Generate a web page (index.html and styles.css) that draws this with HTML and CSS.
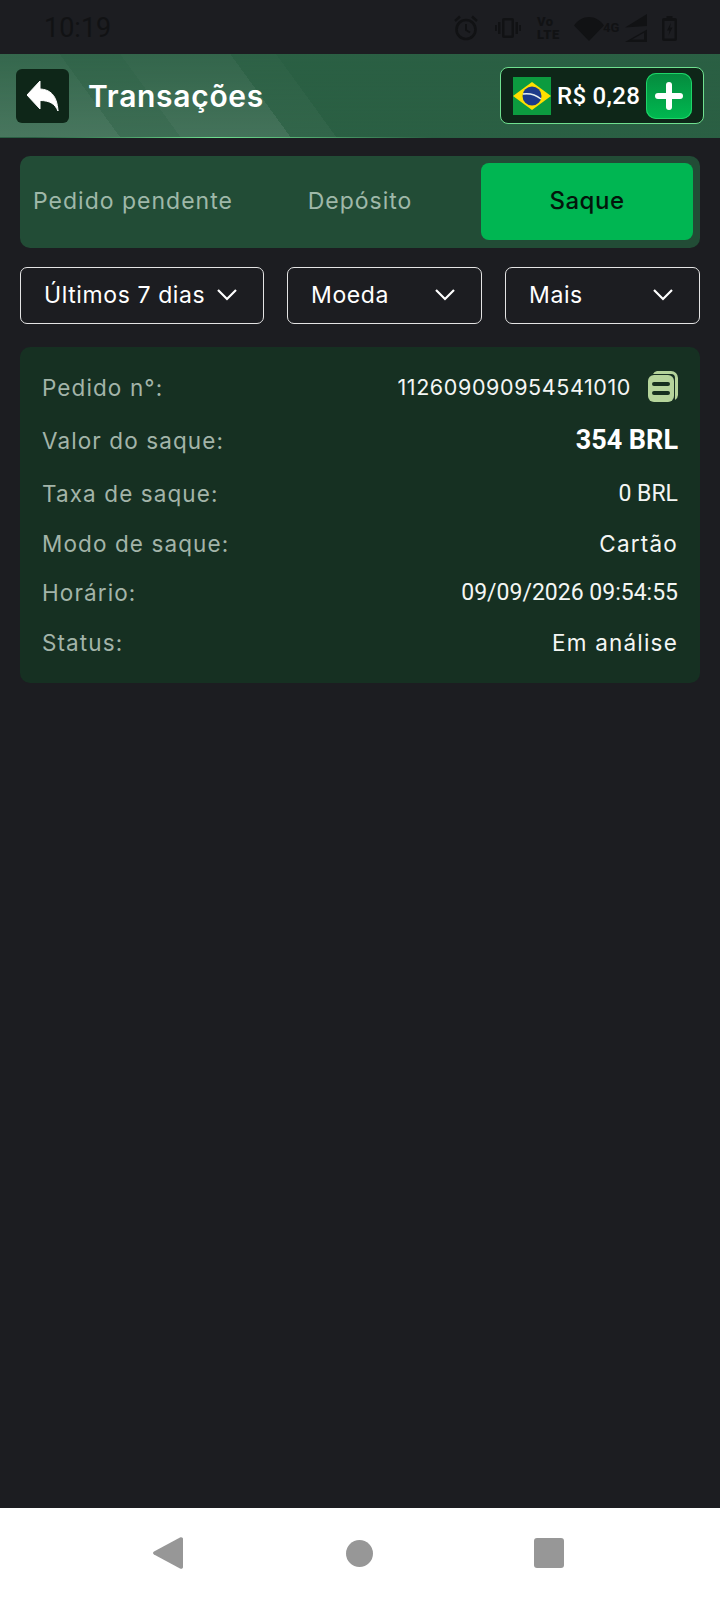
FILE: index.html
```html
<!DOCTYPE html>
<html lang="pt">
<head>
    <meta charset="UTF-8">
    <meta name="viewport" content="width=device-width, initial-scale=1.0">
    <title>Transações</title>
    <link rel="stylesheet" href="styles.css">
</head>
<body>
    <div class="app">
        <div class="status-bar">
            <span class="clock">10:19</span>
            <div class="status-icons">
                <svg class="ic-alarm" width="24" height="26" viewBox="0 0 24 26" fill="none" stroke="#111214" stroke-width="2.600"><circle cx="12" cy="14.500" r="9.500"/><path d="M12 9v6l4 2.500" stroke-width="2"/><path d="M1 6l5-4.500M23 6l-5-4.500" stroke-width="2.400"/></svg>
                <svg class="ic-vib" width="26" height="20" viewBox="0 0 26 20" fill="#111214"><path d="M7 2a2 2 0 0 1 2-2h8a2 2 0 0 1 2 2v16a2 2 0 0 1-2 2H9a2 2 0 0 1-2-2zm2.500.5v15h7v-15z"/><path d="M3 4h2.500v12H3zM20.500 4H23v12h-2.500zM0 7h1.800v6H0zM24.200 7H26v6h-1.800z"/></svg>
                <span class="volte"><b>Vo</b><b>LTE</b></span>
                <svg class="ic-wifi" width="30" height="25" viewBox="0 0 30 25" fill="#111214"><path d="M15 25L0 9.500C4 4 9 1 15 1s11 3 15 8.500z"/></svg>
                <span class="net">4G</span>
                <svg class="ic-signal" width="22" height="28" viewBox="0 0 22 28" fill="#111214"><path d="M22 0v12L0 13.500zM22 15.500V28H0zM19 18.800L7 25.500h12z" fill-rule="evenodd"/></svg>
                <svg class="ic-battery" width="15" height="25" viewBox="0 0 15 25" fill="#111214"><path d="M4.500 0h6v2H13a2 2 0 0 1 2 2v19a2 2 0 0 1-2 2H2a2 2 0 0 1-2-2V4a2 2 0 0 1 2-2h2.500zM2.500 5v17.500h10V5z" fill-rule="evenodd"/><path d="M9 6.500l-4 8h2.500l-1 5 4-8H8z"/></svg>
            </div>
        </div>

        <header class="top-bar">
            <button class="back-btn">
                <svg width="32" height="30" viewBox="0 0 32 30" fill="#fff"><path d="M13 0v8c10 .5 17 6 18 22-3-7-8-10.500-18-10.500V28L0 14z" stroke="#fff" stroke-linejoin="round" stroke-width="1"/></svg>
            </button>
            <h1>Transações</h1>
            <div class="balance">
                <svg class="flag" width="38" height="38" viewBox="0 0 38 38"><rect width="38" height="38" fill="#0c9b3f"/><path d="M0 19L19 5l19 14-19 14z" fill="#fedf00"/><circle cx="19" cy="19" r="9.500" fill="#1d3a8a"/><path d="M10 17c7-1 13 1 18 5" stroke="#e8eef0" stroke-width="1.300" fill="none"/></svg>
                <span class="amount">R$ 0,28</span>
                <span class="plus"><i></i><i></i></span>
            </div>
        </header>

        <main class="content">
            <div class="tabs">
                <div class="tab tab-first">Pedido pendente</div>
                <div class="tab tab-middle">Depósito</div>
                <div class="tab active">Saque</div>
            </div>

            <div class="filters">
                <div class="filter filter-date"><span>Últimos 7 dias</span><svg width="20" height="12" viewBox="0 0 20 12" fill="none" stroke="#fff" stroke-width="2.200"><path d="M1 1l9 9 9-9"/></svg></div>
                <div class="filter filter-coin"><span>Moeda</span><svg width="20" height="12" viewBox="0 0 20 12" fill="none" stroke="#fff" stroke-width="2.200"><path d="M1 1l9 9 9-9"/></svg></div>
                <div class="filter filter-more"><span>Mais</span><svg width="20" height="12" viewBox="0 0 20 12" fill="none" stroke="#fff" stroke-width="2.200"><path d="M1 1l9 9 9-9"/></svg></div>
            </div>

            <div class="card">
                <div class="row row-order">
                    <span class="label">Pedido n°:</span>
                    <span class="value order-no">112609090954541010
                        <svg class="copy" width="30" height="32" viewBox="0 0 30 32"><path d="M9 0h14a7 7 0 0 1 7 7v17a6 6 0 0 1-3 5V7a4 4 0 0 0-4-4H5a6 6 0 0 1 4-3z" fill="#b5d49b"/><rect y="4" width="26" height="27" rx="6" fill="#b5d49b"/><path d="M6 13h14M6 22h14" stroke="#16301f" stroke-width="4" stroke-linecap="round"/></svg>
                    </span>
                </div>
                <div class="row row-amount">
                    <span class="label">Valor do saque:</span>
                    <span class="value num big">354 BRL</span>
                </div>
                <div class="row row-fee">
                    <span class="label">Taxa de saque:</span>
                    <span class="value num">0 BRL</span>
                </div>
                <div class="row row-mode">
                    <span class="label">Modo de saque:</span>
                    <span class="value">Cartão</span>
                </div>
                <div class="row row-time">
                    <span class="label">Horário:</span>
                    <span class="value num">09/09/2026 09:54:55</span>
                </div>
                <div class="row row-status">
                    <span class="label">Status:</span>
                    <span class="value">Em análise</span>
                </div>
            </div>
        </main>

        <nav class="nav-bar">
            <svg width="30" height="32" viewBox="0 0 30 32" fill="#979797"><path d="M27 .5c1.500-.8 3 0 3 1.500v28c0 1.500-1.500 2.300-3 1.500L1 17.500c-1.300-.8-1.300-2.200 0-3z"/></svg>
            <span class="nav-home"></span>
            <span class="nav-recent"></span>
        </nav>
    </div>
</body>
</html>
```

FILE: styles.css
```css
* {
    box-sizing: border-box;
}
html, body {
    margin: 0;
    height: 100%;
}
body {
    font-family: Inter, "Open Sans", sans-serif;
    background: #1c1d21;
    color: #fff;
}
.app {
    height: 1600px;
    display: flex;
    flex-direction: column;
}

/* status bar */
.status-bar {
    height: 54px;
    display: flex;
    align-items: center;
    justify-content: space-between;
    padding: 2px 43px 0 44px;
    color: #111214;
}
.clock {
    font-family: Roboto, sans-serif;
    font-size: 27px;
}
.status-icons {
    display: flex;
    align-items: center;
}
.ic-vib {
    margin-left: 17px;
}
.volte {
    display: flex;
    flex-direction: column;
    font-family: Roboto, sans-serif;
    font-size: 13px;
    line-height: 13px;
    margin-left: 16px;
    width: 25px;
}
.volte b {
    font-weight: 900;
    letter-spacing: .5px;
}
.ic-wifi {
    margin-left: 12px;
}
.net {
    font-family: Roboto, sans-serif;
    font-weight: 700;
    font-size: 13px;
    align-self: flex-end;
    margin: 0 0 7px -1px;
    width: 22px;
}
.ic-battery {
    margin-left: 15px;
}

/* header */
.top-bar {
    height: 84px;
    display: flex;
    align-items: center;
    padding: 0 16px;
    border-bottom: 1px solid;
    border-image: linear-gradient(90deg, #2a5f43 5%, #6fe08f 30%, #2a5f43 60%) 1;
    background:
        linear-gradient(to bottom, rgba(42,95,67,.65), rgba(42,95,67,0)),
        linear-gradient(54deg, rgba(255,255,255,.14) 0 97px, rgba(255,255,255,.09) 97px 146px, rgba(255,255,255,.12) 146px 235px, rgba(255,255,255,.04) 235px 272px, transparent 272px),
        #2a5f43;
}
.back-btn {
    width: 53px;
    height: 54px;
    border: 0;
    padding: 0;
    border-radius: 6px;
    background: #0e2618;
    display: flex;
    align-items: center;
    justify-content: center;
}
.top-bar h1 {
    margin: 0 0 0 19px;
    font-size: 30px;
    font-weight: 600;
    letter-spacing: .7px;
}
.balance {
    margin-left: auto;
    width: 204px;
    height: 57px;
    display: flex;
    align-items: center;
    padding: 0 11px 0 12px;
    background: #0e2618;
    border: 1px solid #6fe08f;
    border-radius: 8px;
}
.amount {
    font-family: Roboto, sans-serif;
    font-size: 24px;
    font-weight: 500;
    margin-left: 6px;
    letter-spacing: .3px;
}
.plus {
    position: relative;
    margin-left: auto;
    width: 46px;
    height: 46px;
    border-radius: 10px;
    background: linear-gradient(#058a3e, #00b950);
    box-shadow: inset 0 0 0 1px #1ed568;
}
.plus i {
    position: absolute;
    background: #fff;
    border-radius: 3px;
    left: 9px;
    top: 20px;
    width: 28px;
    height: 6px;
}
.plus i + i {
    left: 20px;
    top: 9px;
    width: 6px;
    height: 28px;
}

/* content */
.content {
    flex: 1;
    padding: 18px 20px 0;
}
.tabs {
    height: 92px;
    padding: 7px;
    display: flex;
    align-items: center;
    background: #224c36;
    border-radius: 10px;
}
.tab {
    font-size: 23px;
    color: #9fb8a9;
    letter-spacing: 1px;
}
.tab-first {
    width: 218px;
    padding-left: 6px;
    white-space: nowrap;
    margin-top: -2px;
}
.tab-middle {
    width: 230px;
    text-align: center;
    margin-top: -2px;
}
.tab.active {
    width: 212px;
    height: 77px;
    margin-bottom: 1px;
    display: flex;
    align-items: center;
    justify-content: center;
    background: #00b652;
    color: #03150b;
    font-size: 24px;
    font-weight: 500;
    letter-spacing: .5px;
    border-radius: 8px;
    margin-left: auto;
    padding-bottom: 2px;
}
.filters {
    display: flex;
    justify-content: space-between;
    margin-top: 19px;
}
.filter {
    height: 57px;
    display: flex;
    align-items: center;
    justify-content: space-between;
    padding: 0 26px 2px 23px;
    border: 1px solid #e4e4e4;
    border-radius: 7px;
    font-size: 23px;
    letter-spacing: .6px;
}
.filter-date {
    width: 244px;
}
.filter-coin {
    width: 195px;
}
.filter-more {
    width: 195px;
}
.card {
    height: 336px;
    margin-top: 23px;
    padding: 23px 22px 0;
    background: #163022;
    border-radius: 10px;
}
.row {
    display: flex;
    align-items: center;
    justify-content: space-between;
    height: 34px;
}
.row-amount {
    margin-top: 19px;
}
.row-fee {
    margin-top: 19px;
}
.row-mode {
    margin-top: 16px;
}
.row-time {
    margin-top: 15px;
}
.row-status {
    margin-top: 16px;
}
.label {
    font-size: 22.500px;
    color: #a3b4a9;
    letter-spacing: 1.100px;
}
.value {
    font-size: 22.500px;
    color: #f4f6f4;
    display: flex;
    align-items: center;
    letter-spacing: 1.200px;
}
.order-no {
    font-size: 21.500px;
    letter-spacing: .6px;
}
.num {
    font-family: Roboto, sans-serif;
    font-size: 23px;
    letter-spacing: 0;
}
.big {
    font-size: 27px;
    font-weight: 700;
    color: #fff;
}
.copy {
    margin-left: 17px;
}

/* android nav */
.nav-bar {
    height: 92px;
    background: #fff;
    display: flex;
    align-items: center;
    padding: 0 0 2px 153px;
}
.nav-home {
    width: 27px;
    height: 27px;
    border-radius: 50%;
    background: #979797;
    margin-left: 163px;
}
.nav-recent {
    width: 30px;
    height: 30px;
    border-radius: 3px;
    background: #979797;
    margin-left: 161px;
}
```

#####

* Exercise brief *
Report every line in the data above in which the word "styles" appears.

* Finished task *
Generate a web page (index.html and styles.css) that draws this with HTML and CSS.
    <link rel="stylesheet" href="styles.css">
FILE: styles.css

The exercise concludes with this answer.